小学校の運動会は「午前だけ」の時代~姿を消した"風景"を書き残してみた
家族と一緒に昼食も
運動会当日は、教室でのホームルームの後、それぞれが教室で座っている椅子をグラウンドに運んだ。トラックを取り囲むように、各学年と各クラスのエリアが決まっていて、そこに椅子を置いて運動会に臨んだ。児童たちの後ろは、応援にやって来た親たちの立ち見スペースだった。愛知県名古屋市の場合、運動会は平日の開催だったが、給食はなく弁当を持参した。
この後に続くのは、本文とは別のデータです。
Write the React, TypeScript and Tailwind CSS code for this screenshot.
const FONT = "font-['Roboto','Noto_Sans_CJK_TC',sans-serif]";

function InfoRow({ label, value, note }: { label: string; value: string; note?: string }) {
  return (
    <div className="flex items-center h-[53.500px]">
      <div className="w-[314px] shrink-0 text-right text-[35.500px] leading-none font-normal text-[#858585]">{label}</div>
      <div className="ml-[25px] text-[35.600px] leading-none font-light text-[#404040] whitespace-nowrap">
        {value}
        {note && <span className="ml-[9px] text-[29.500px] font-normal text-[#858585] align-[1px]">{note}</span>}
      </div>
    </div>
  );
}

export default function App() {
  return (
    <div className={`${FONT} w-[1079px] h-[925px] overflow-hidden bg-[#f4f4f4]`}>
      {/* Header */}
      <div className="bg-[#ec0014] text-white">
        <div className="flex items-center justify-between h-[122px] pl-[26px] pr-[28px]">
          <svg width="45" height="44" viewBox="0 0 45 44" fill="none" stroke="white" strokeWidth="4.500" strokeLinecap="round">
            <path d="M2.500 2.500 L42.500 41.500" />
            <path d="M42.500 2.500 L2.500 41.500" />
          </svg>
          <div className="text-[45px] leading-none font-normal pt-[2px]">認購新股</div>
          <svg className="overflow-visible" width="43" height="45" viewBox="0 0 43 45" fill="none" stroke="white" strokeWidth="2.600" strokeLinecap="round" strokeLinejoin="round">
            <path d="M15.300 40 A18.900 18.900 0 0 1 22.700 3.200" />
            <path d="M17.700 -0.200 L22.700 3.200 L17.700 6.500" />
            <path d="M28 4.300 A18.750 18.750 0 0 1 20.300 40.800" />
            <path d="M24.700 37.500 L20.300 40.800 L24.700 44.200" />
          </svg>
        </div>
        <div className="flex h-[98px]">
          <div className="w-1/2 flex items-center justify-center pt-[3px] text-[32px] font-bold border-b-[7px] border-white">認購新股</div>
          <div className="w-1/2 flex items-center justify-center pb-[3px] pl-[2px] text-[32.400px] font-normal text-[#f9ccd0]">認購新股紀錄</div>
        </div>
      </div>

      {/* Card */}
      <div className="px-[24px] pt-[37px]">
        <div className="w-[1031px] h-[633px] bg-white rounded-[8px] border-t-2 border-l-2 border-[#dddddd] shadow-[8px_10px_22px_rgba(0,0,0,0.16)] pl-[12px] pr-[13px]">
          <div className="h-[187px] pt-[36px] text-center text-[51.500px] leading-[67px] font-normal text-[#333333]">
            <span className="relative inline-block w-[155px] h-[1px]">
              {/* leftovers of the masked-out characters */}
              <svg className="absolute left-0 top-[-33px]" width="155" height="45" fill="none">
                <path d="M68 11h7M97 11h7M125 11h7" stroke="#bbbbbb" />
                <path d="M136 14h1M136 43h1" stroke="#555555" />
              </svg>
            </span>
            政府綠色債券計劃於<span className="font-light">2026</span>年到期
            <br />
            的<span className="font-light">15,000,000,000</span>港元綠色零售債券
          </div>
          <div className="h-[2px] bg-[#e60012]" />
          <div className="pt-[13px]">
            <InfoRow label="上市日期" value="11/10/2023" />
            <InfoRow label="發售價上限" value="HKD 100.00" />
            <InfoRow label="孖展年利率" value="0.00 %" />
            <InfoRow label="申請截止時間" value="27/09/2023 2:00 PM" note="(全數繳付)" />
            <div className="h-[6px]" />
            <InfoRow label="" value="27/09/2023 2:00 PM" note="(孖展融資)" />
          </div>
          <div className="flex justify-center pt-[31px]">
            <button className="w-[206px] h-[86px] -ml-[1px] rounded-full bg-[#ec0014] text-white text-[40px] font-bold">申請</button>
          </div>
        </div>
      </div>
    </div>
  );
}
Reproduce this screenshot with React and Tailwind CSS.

家族が来校していた場合は、昼食時間、一緒に校庭などで食べることが認められていて、何だか"特別な日"という空気感だった。
「玉入れ」の玉は手作り
競技についての思い出では、低学年で参加した「玉入れ」の玉が思い浮かぶ。赤と白、2つのチームに分かれて、棒の先に付けられた籠(かご)に玉を投げ入れて、最終的に入った数を競う。この玉は、それぞれが家庭で作ってもらい、2個ずつを持参した。布袋の中に小豆や大豆などを入れて縫い合わせる。しかし、大きさの基準などが曖昧だったためか、それぞれが持参した玉の大きさがバラバラだった記憶がある。投げている間に、糸がほどけて豆が飛び散ったこともあった。手作りならでは、何とも微笑ましい思い出かもしれない。
姿を消した競技「騎馬戦」
運動会は全校の児童や生徒が参加しての一大イベントだったため、上級生の活躍には目を見張った。特に中学校時代、下級生の立場として、最上級生が全員参加しての「騎馬戦」は見応えがあった。3人が"馬"を作り、その上に1人が乗り、4人1組で「騎馬」を作って相手の帽子を奪い合うのだが、実に迫力ある競技だった。スケジュールでも午後のメインどころに置かれていた。そんな「騎馬戦」も現在では、競技メニューから姿を消した。「危険なため」というのが理由だが、「棒倒し」や「組み体操」も同じらしい。最近では、運動会発祥の時代からずっと行われてきた「徒競走」も、次第になくなっているようだ。こちらの理由は「勝ち負けで優劣をつけないため」。全体に「勝ち負け」がつかないように、運動会自体を赤白で対抗するのは廃止する動きもあるという。時代は変わった。